3. Amal Clooney, Vanderbilt
On May 10th Amal Clooney, human activist lawyer and wife of George Clooney, titled her speech “We Need Courage,” by empowering Vanderbilt’s graduates to stand up for what’s right. She addressed women’s rights, LGBTQ rights, journalist’s rights and political battles in today’s world. She mentioned pivotal people in history like Nelson Mandela, Martin Luther King Jr., Mahatma Gandhi and students of Vanderbilt who took part in the Civil Rights Era sit-ins to fight for equal rights. Clooney also talked about personal experiences with clients, a female journalist who was arrested after reporting on corruption by the president of Azerbaijan as well as a Yazidi woman who was kidnaped by Iraqi militants. Bring each person and topic brought up back to the same central point, “we need courage.” Clooney was also awarded the Nichols-Chancellor’s Medal at the ceremony.
4. Andrea Mitchell, University of Pennsylvania
NBC News’ Chief Foreign Affairs Correspondent, Andrea Michell spoke at the University of Pennsylvania May 14th with a unique approach. Mitchell was a graduate of the 1967 class, giving her the ability to connect on a deeper level with the graduates. Her speech focused on her experience of facing gender inequality as a female journalist. She touched on the #MeToo and the “Time’s Up” Movements as well as the importance of facts in today’s “fake news” accusations. “These days ‘fake news’ is also what they call news they don’t agree with,” she said. “Honest, fearless journalism is essential to sustaining our democracy.”

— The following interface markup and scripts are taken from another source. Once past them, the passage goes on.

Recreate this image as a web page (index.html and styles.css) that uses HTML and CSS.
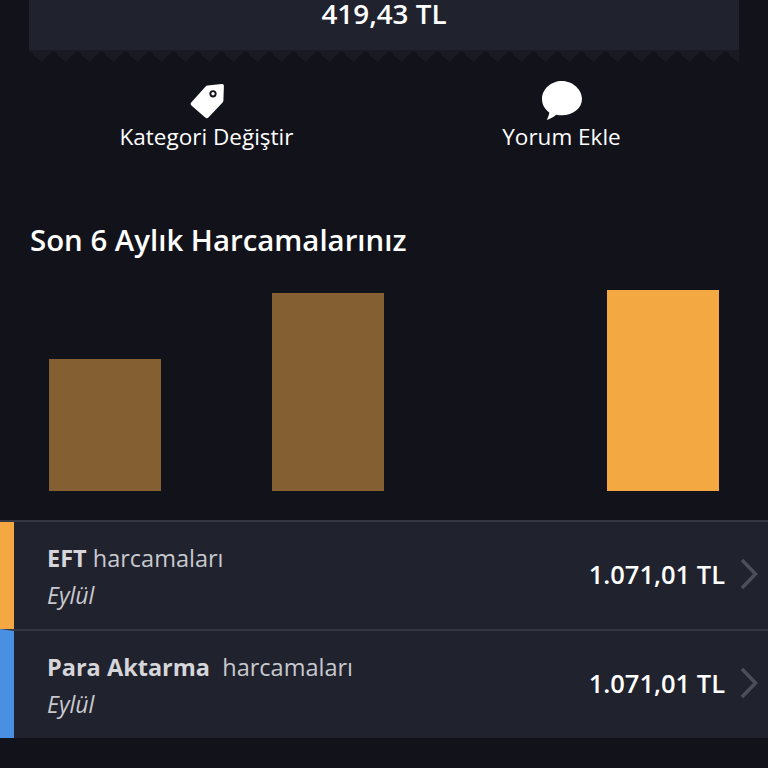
FILE: index.html
```html
<!DOCTYPE html>
<html lang="tr">
<head>
    <meta charset="UTF-8">
    <title>Harcama Detayı</title>
    <link rel="stylesheet" href="styles.css">
</head>
<body>
    <div class="receipt">
        <div class="receipt-amount">419,43 TL</div>
    </div>
    <div class="receipt-edge"></div>

    <div class="actions">
        <a class="action" href="#">
            <svg class="action-icon" width="36" height="36" viewBox="0 0 36 36">
                <path fill="#fff" fill-rule="evenodd" d="M2.200 19.600 16.600 3.600c.6-.6 1.200-.9 2-1L32.500 1c1.200-.1 2.400.6 2.400 1.700l-.5 14.700c0 .8-.3 1.400-.8 2L19.400 34.500c-.8.9-2 1-2.900.2L2.400 22.500c-.9-.8-1-2-.2-2.900ZM24 7.200a3.600 3.600 0 1 0 0 7.200 3.600 3.600 0 0 0 0-7.200Zm0 1.900a1.700 1.700 0 1 1 0 3.400 1.700 1.700 0 0 1 0-3.400Z"/>
            </svg>
            <span>Kategori Değiştir</span>
        </a>
        <a class="action" href="#">
            <svg class="action-icon" width="40" height="40" viewBox="0 0 40 40">
                <path fill="#fff" d="M20 0C9 0 0 8.200 0 18c0 5.600 2.900 10.400 7.300 13.400-.3 2.500-1.300 5-2.600 7.600 3.600-1.200 6.900-3 9.400-5.300 1.800.4 3.900.6 5.900.6 11 0 20-7.200 20-16.300S31 0 20 0Z"/>
            </svg>
            <span>Yorum Ekle</span>
        </a>
    </div>

    <h2 class="chart-title">Son 6 Aylık Harcamalarınız</h2>

    <div class="chart">
        <div class="slot"><div class="bar" style="height: 132px"></div></div>
        <div class="slot"></div>
        <div class="slot"><div class="bar" style="height: 198px"></div></div>
        <div class="slot"></div>
        <div class="slot"></div>
        <div class="slot"><div class="bar bar-active" style="height: 201px"></div></div>
    </div>

    <div class="list">
        <div class="row row-orange">
            <div class="row-text">
                <div class="row-title"><strong>EFT</strong> harcamaları</div>
                <div class="row-month">Eylül</div>
            </div>
            <div class="row-amount">1.071,01 TL</div>
            <svg class="chevron" width="18" height="32" viewBox="0 0 18 32">
                <path d="M2 2 15.500 16 2 30" fill="none" stroke="#4c4e5c" stroke-width="3.500"/>
            </svg>
        </div>
        <div class="row row-blue">
            <div class="row-text">
                <div class="row-title"><strong>Para Aktarma</strong>&nbsp; harcamaları</div>
                <div class="row-month">Eylül</div>
            </div>
            <div class="row-amount">1.071,01 TL</div>
            <svg class="chevron" width="18" height="32" viewBox="0 0 18 32">
                <path d="M2 2 15.500 16 2 30" fill="none" stroke="#4c4e5c" stroke-width="3.500"/>
            </svg>
        </div>
    </div>
</body>
</html>
```

FILE: styles.css
```css
html, body {
    height: 768px;
    overflow: hidden;
}

body {
    font-family: "Open Sans", "Noto Sans", sans-serif;
    background-color: #12121a;
    color: white;
    margin: 0;
    padding: 0;
}

.receipt {
    margin: 0 29px;
    height: 50px;
    background-color: #20222d;
    display: flex;
    justify-content: center;
}

.receipt-amount {
    font-size: 27.800px;
    font-weight: 600;
    line-height: 26px;
}

.receipt-edge {
    margin: 0 29px;
    height: 12px;
    background-image: conic-gradient(from -45deg at 50% 100%, #191a23 90deg, transparent 0);
    background-size: 24px 12px;
    background-repeat: repeat-x;
}

.actions {
    display: grid;
    grid-template-columns: 1fr 1fr;
    margin: 19px 29px 0;
}

.action {
    display: flex;
    flex-direction: column;
    align-items: center;
    color: white;
    text-decoration: none;
    font-size: 22.500px;
    font-weight: 500;
    line-height: 28px;
}

.action-icon {
    height: 40px;
    margin-bottom: 2px;
}

.chart-title {
    font-size: 29.400px;
    font-weight: 600;
    line-height: 36px;
    margin: 71px 0 0 30px;
}

.chart {
    display: flex;
    align-items: flex-end;
    height: 201px;
    margin: 32px 49px 0;
}

.slot {
    flex: 1;
}

.bar {
    background-color: #845f32;
}

.bar-active {
    background-color: #f4a842;
}

.list {
    margin-top: 29px;
    border-top: 2px solid #343641;
}

.row {
    display: flex;
    align-items: center;
    height: 107px;
    padding-left: 33px;
    padding-right: 10px;
    background-color: #20222d;
    border-left: 14px solid;
}

.row + .row {
    border-top: 2px solid #343641;
}

.row-orange {
    border-left-color: #f4a842;
}

.row-blue {
    border-left-color: #4a90e2;
}

.row-text {
    flex: 1;
}

.row-title {
    font-size: 23.500px;
    line-height: 30px;
    color: #c8c9cf;
}

.row-title strong {
    font-weight: 700;
    color: #d6d6da;
}

.row-month {
    font-size: 23px;
    font-style: italic;
    line-height: 28px;
    margin-top: 8px;
    color: #c8c9cf;
}

.row-amount {
    font-size: 25.500px;
    font-weight: 600;
    margin-right: 15px;
    margin-bottom: 3px;
}

.chevron {
    margin-bottom: 3px;
}
```
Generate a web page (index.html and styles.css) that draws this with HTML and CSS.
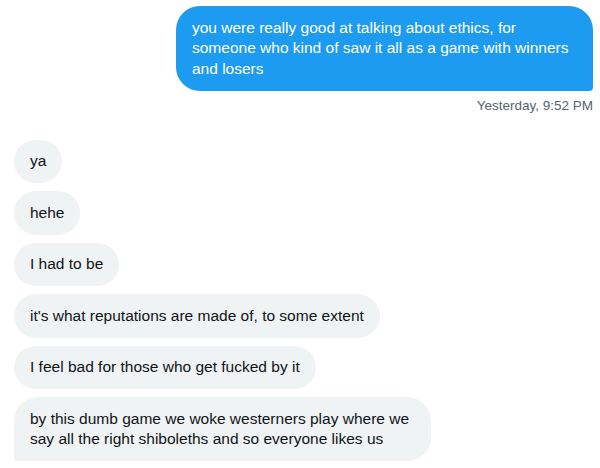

5. Chance the Rapper, Dillard University
“Living up to your heroes is amazing, but not good enough,” Chance the Rapper said at his commencement speech at Dillard University on May 12th. Chance also receiving an honorary doctorate for his “philanthropy and continued service to the youth.” He spoke about musical legends like Michael Jackson and Beyonce, but told the graduates to study and learn from them because they might not be able to replicate but one might be able to surpass. President of Dillard University, Dr. Walter M. Kimbrough made a statement about the decision to have Chance the Rapper as their speaker, “I thought he made for a great commencement speaker because of his spirit of being entrepreneurial and authentic. But his civic engagement, including encouraging people to vote and willingness to speak out on issues… are just as paramount.”